Outgoing ICANN CEO, Paul Twomey, paints a picture of enormous opportunities for Australia as the NBN increases broadband speeds and as the global population of Internet users more than doubles in the space of two years to five billion, most of these in Asia.

"We have 1.5 billion Internet users now but by the end of 2010 or early 2011 we will have five billion. There will be five billion mobile handsets in the world.
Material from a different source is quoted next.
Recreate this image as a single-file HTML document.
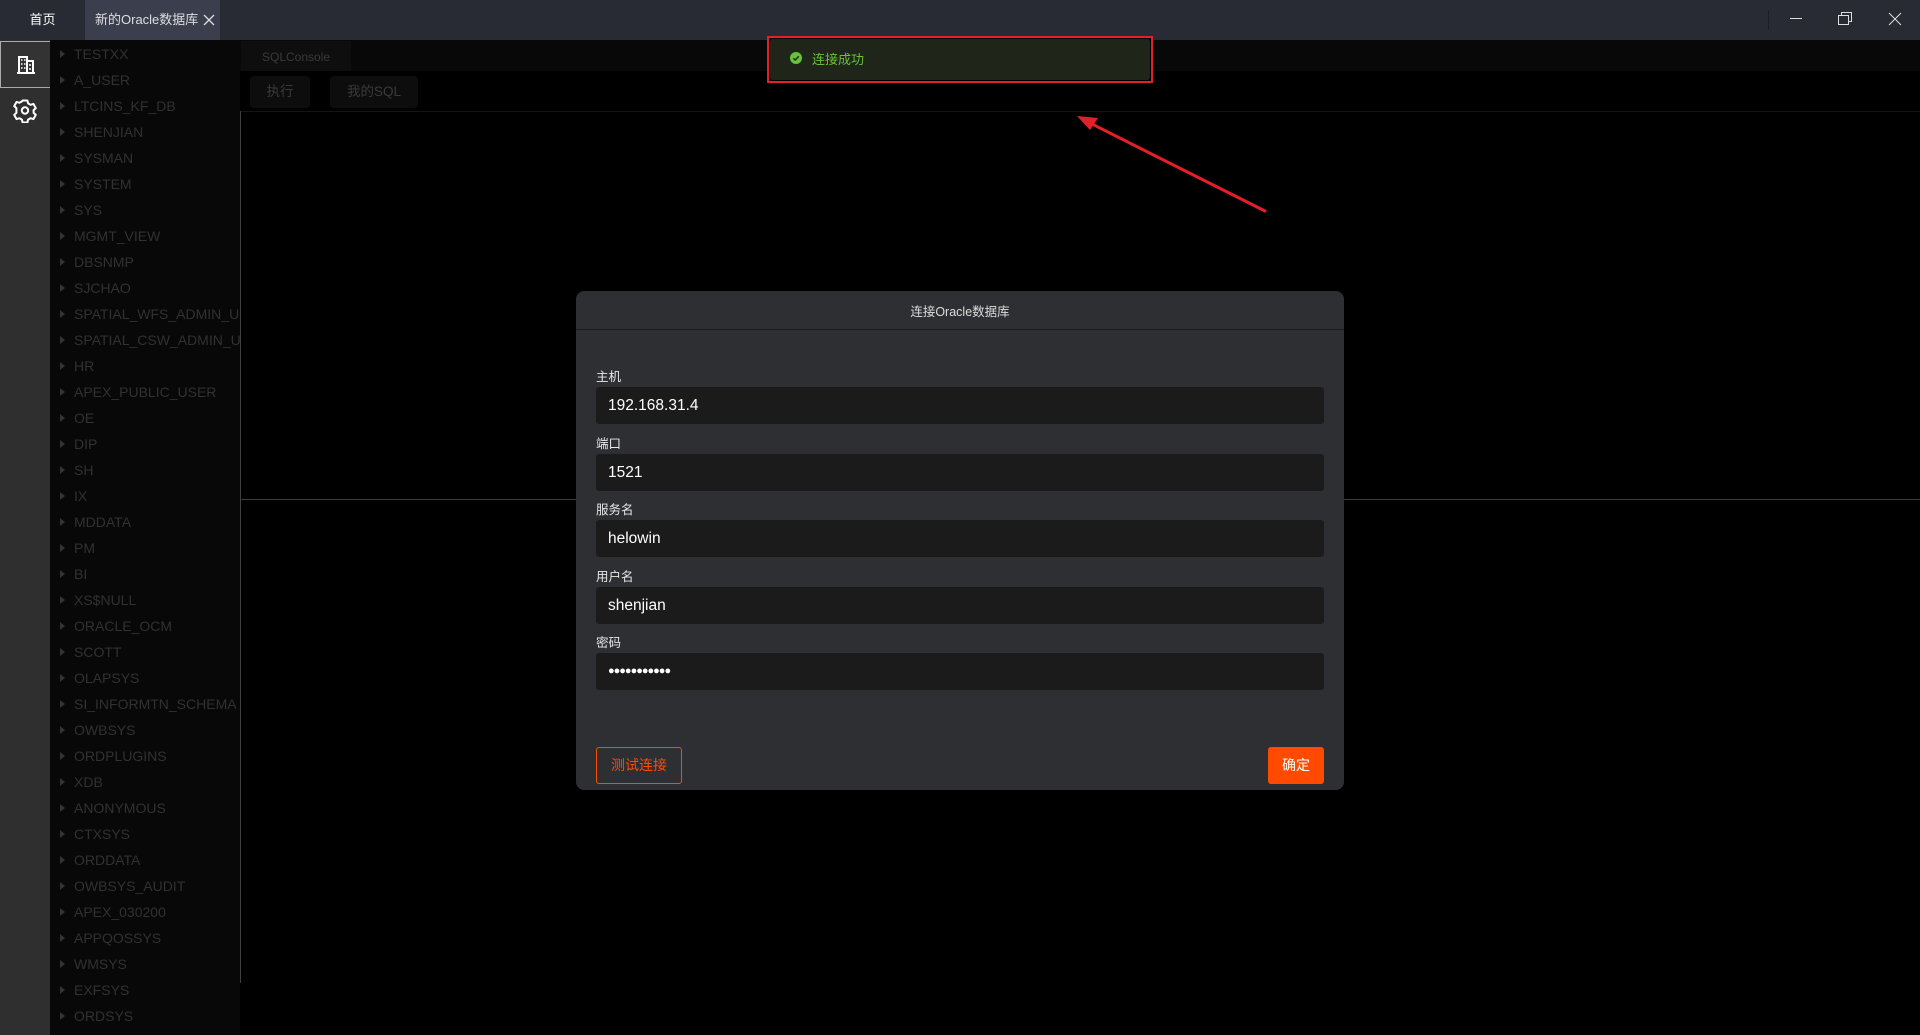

In India they are adding nine million handsets a month and nearly all of them will be Internet connected," he told iTWire. "We need to realise in business terms this is an enormous opportunity for Australia There are no trade barriers on the Internet...The opportunities for global commerce and trade are phenomenal."

Twomey described the Government's NBN announcement in April as "a galvanising event for us to really consider what it means to be a broadband connected community in the Western Pacific in the 21st century; in a globalised world where everything is connected."
He added: "We have to ask what are the globalisation opportunities, and in particular what are the content opportunities for the three cities in this country that speak all the languages of Asia Pacific."

He suggested that the NBN would require a complete rethinking, at a business level, what it means to run the services sector of the Australian economy. "How are PR firms, law firms, accountants going to run their businesses in the broadband environment. What sort of transitions are going to take place? The clarion call of the [NBN] announcement is that it is about re-engineering the economy."

While users take for granted the global interconnectedness and inter-operability of the Internet that opens up these huge opportunities for international trade and commerce, Twomey observed that things could easily have been very different.

"Most people don't think about the fact that the Internet is a single global inter-operable network. It never crosses their mind that when they click on a link on that screen they can see anywhere from Norway to New Zealand. And that it because Vint Cert and Bob Kahn [inventors of TCP/IP] did not put geography inside the TCP protocol: it does not recognise geographic boundaries. They could easily have done that."